A solution of the second problem gives us the $N$ centers of the circles all within a disk of radius $1-r$ and a minimum distance between any two centers of $2r$.  Dilating these points to locations inside a unit disk gives:
$$ d = \frac{2r}{1-r} $$
Conversely, given a solution of the first problem, any pair of the $N$ points are not closer than $d$, so circles around these points of radius $d/2$ will not have overlapping interiors and will be contained in a disk of radius $1 + (d/2)$.  Contracting the containing disk to radius one provides us with $N$ circles packed in the unit disk having equal radius:
$$ r = \frac{d/2}{1 + (d/2)} $$
The Reader is kindly asked to verify that composition of these rational expressions gives an identity, so that it suffices to check monotonicity of either of them.  For instance we could rewrite the latter expression:
$$ r = \frac{1}{(2/d) + 1} $$
This makes it evident that as $d$ increases, $r$ increases.  It follows that extremal solutions to the first problem correspond with extremal solutions to the second problem (and conversely).
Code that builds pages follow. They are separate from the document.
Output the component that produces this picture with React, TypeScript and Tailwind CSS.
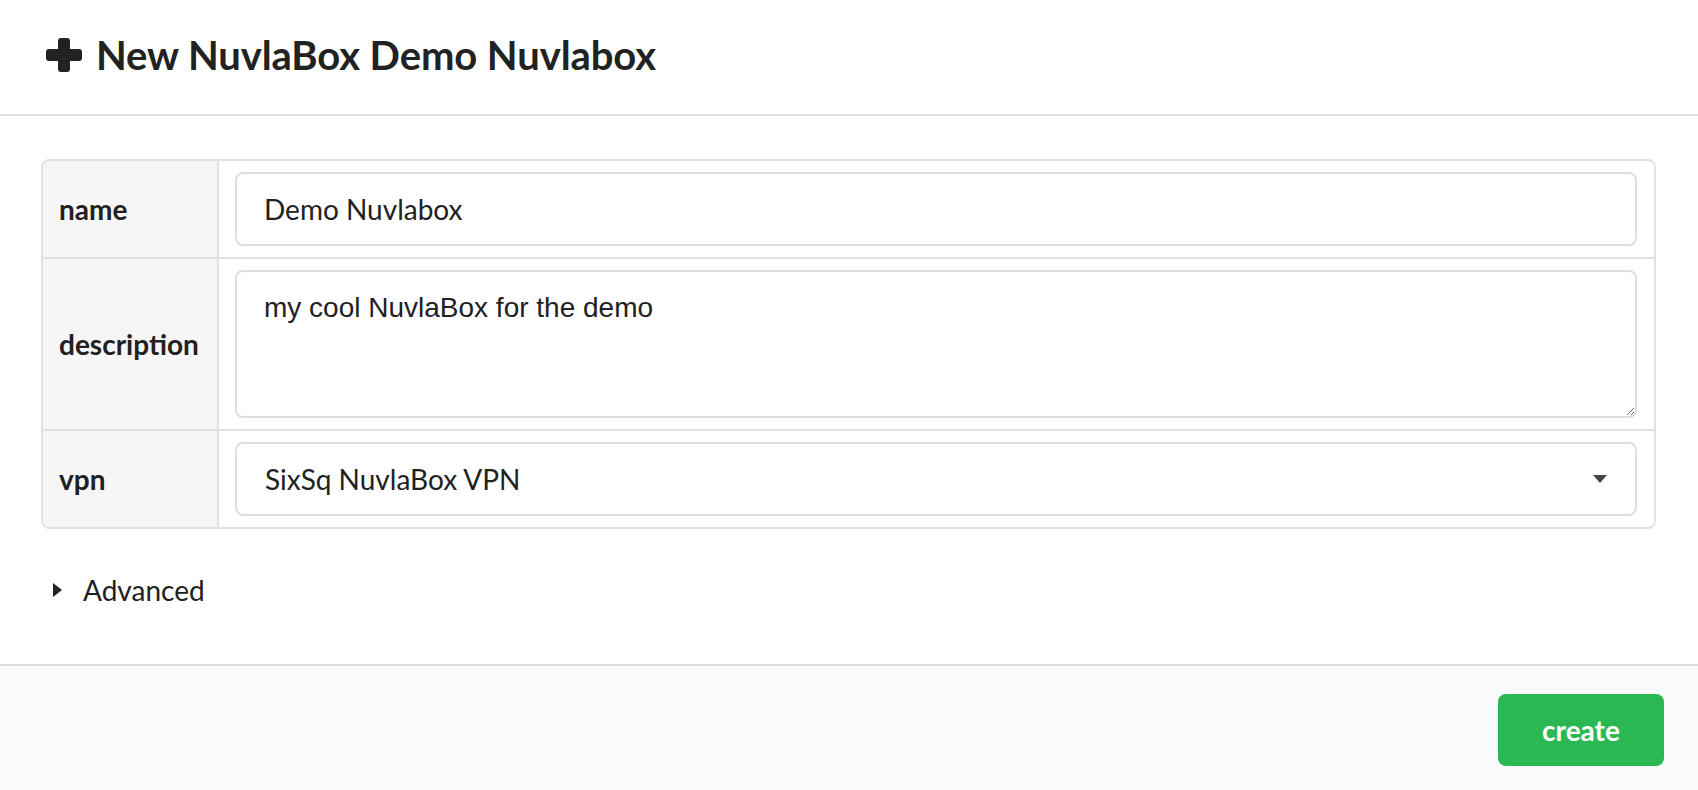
import React from "react";

const rows = ["name", "description", "vpn"];

export default function App() {
  return (
    <div className="w-[1698px] h-[790px] overflow-hidden bg-white font-['Lato',sans-serif] text-[#212121]">
      {/* Modal header */}
      <div className="h-[116px] border-b-2 border-[#e0e0e1] pl-[46px] pb-[5px] flex items-center gap-[14px]">
        <svg width="36" height="34" viewBox="0 0 36 34" className="text-[#222]">
          <rect x="12" y="0" width="12" height="34" rx="3" fill="currentColor" />
          <rect x="0" y="11" width="36" height="12" rx="3" fill="currentColor" />
        </svg>
        <h1 className="text-[40px] font-bold leading-none tracking-[-0.1px] text-[#222]">
          New NuvlaBox Demo Nuvlabox
        </h1>
      </div>

      {/* Modal content */}
      <div className="h-[548px] pt-[43px] pl-[41px] pr-[42px]">
        <div className="border-2 border-[#e2e2e3] rounded-[8px] overflow-hidden">
          {/* name */}
          <div className="flex border-b-2 border-[#e2e2e3]">
            <div className="w-[176px] shrink-0 bg-[#f6f6f6] border-r-2 border-[#e2e2e3] pl-[16px] flex items-center text-[28px] font-bold">
              {rows[0]}
            </div>
            <div className="flex-1 pl-[16px] pr-[17px] py-[11px]">
              <input
                readOnly
                defaultValue="Demo Nuvlabox"
                className="w-full h-[74px] border-2 border-[#dedede] rounded-[8px] px-[27px] text-[28px] text-[#212121] outline-none font-['Lato',sans-serif]"
              />
            </div>
          </div>

          {/* description */}
          <div className="flex border-b-2 border-[#e2e2e3]">
            <div className="w-[176px] shrink-0 bg-[#f6f6f6] border-r-2 border-[#e2e2e3] pl-[16px] flex items-center text-[28px] font-bold">
              {rows[1]}
            </div>
            <div className="flex-1 pl-[16px] pr-[17px] py-[11px] flex">
              <textarea
                readOnly
                defaultValue="my cool NuvlaBox for the demo"
                className="w-full h-[148px] border-2 border-[#dedede] rounded-[8px] px-[27px] py-[18px] text-[28px] leading-[36px] text-[#212121] outline-none resize-y font-['Liberation_Sans',Arial,sans-serif]"
              />
            </div>
          </div>

          {/* vpn */}
          <div className="flex">
            <div className="w-[176px] shrink-0 bg-[#f6f6f6] border-r-2 border-[#e2e2e3] pl-[16px] flex items-center text-[28px] font-bold">
              {rows[2]}
            </div>
            <div className="flex-1 pl-[16px] pr-[17px] py-[11px]">
              <div className="h-[74px] border-2 border-[#dedede] rounded-[8px] pl-[28px] pr-[28px] flex items-center justify-between text-[28px]">
                <span>SixSq NuvlaBox VPN</span>
                <svg width="14" height="8" viewBox="0 0 14 8">
                  <path d="M0 0h14L7 8z" fill="#444" />
                </svg>
              </div>
            </div>
          </div>
        </div>

        {/* Advanced accordion */}
        <div className="mt-[47px] pl-[12px] flex items-center gap-[21px] text-[28px] leading-[28px]">
          <svg width="9" height="14" viewBox="0 0 9 14">
            <path d="M0 0l9 7L0 14z" fill="#222" />
          </svg>
          <span>Advanced</span>
        </div>
      </div>

      {/* Modal actions */}
      <div className="h-[126px] border-t-2 border-[#dcdcdd] bg-[#f9fafb] flex justify-end items-start pt-[28px] pr-[34px]">
        <button className="w-[166px] h-[72px] rounded-[8px] bg-[#2bb853] text-white text-[28px] font-bold leading-none">
          create
        </button>
      </div>
    </div>
  );
}
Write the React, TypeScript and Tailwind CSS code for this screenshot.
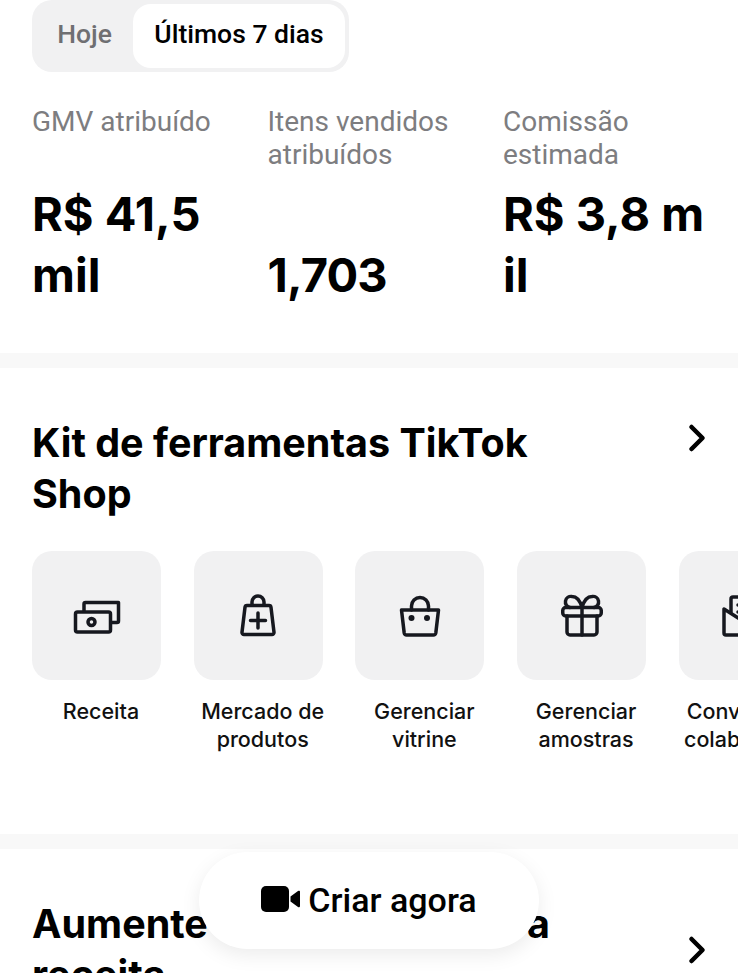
import { ChevronRight } from "lucide-react";
import type { ReactNode } from "react";

const metrics = [
  { label: "GMV atribuído", value: ["R$ 41,5", "mil"], valueClass: "" },
  { label: "Itens vendidos atribuídos", value: ["1,703"], valueClass: "tracking-[-0.8px]" },
  { label: "Comissão estimada", value: ["R$ 3,8 m", "il"], valueClass: "" },
];

function IconFrame({ children }: { children: ReactNode }) {
  return (
    <svg
      viewBox="0 0 48 48"
      className="h-12 w-12 text-[#16181f]"
      fill="none"
      stroke="currentColor"
      strokeWidth="3.5"
      strokeLinecap="round"
      strokeLinejoin="round"
    >
      {children}
    </svg>
  );
}

const tools: { label: string; icon: ReactNode }[] = [
  {
    label: "Receita",
    icon: (
      <IconFrame>
        <rect x="2.5" y="20" width="35" height="20" rx="2" />
        <path d="M11 19v-7a1.5 1.5 0 0 1 1.500-1.500H45.500V29a1.500 1.500 0 0 1-1.500 1.500h-6" />
        <circle cx="18.500" cy="30" r="3.500" />
      </IconFrame>
    ),
  },
  {
    label: "Mercado de produtos",
    icon: (
      <IconFrame>
        <path d="M13 13.500h22a2 2 0 0 1 2 1.800l3 25a2 2 0 0 1-2 2.200H10a2 2 0 0 1-2-2.200l3-25a2 2 0 0 1 2-1.800z" />
        <path d="M18 13v-3a6 6 0 0 1 12 0v3" />
        <path d="M24 21v15M16.500 28.500h15" />
      </IconFrame>
    ),
  },
  {
    label: "Gerenciar vitrine",
    icon: (
      <IconFrame>
        <path d="M5.500 18h37l-2.700 23a2.500 2.500 0 0 1-2.500 2H10.700a2.500 2.500 0 0 1-2.500-2L5.500 18z" />
        <path d="M15.500 18v-4a8.500 8.500 0 0 1 17 0v4" />
        <circle cx="15.500" cy="26" r="3" fill="currentColor" stroke="none" />
        <circle cx="31" cy="26" r="3" fill="currentColor" stroke="none" />
      </IconFrame>
    ),
  },
  {
    label: "Gerenciar amostras",
    icon: (
      <IconFrame>
        <rect x="4.750" y="15.500" width="38.500" height="8.500" rx="3" />
        <path d="M9 24v16a3 3 0 0 0 3 3h24a3 3 0 0 0 3-3V24" />
        <path d="M24 15.500V43" />
        <path d="M24 15.500c-2-7-6-11-10-11a5.500 5.500 0 0 0-2 11M24 15.500c2-7 6-11 10-11a5.500 5.500 0 0 1 2 11" />
      </IconFrame>
    ),
  },
  {
    label: "Convites de colaboração",
    icon: (
      <IconFrame>
        <path d="M12 20V7a2 2 0 0 1 2-2h24v20" />
        <path d="M19 13h8M19 20h8" />
        <path d="M5 17v24a2 2 0 0 0 2 2h36V17L24 29 5 17z" />
      </IconFrame>
    ),
  },
];

export default function App() {
  return (
    <div className="relative h-[973px] w-[738px] overflow-hidden bg-white font-['Inter',sans-serif] text-black">
      {/* Period tabs and metrics */}
      <div className="px-8">
        <div className="flex h-[72px] w-[317px] items-center rounded-[20px] bg-[#f1f1f2] p-1 font-['Roboto',sans-serif] text-[26.500px] font-medium">
          <span className="w-[97px] pb-1 text-center text-[#6f6f72]">Hoje</span>
          <span className="flex h-16 w-[212px] items-center justify-center rounded-[18px] bg-white pb-1">Últimos 7 dias</span>
        </div>
        <div className="mt-[33px] grid h-[248px] grid-cols-[211.5px_211.5px_211.5px] gap-x-6">
          {metrics.map((metric) => (
            <div key={metric.label} className="flex flex-col">
              <div className="font-['Roboto',sans-serif] text-[28px] leading-[33px] text-[#7d7d80]">{metric.label}</div>
              <div className={`flex flex-1 flex-col justify-end pb-[48px] text-[47px] leading-[61px] font-bold ${metric.valueClass}`}>
                {metric.value.map((line) => (
                  <div key={line}>{line}</div>
                ))}
              </div>
            </div>
          ))}
        </div>
      </div>

      <div className="h-[15px] bg-[#f8f8f8]" />

      {/* TikTok Shop toolkit */}
      <div className="h-[466px] pt-[50px]">
        <div className="flex items-start justify-between pr-[19px] pl-8">
          <h2 className="w-[560px] text-[39.500px] leading-[51px] font-bold">Kit de ferramentas TikTok Shop</h2>
          <ChevronRight className="-mt-0.5 h-11 w-11" strokeWidth={2.5} />
        </div>
        <div className="mt-[31px] flex gap-[23.700px] pl-8">
          {tools.map((tool) => (
            <div key={tool.label} className="w-[138px] shrink-0">
              <div className="flex h-[129px] w-[129px] items-center justify-center rounded-[20px] bg-[#f1f1f2]">{tool.icon}</div>
              <div className="mt-[17px] text-center text-[21.500px] leading-[28px] font-medium text-[#111]">{tool.label}</div>
            </div>
          ))}
        </div>
      </div>

      <div className="h-[15px] bg-[#f8f8f8]" />

      {/* Next section, cut off by the window */}
      <div className="flex items-center justify-between pt-[50px] pr-[19px] pl-8">
        <h2 className="w-[560px] text-[39.500px] leading-[51px] font-bold [word-spacing:3px]">Aumente as vendas com a receita</h2>
        <ChevronRight className="h-11 w-11" strokeWidth={2.5} />
      </div>

      {/* Floating create button */}
      <div className="absolute top-[852px] left-[199px] flex h-[97px] w-[340px] items-center justify-center gap-2 rounded-full bg-white font-['Roboto',sans-serif] text-[34px] font-medium shadow-[0_6px_20px_rgba(0,0,0,0.08)]">
        <svg viewBox="0 0 39 26" className="-mt-1 h-[26px] w-[39px]" fill="currentColor">
          <rect x="0" y="0" width="28" height="26" rx="5" />
          <path d="M29.500 10.500l7.500-5.500a1.200 1.200 0 0 1 2 1v14a1.200 1.200 0 0 1-2 1l-7.500-5.500z" />
        </svg>
        <span>Criar agora</span>
      </div>
    </div>
  );
}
A third problem, whose equivalence with the second one should be clear:


  
*Given $N \ge 2$, place $N$ circles of unit radius inside a bounding circle of smallest possible radius $R$ so that the unit circles' interiors do not overlap.
  

As @achille hiu notes, packomania is a good source for the best known circles-packed-in-a-circle arrangements.  According to the Wikipedia article linked above, the smallest case for which optimality of such arrangements is conjectural (unproven) is $N=14$.  The optimality proof for $N=13$ was published by F. Fodor (2003), "The Densest Packing of 13 Congruent Circles in a Circle", Beiträge zur Algebra und Geometrie (Contributions to Algebra and Geometry) 44:2, pp. 431–440.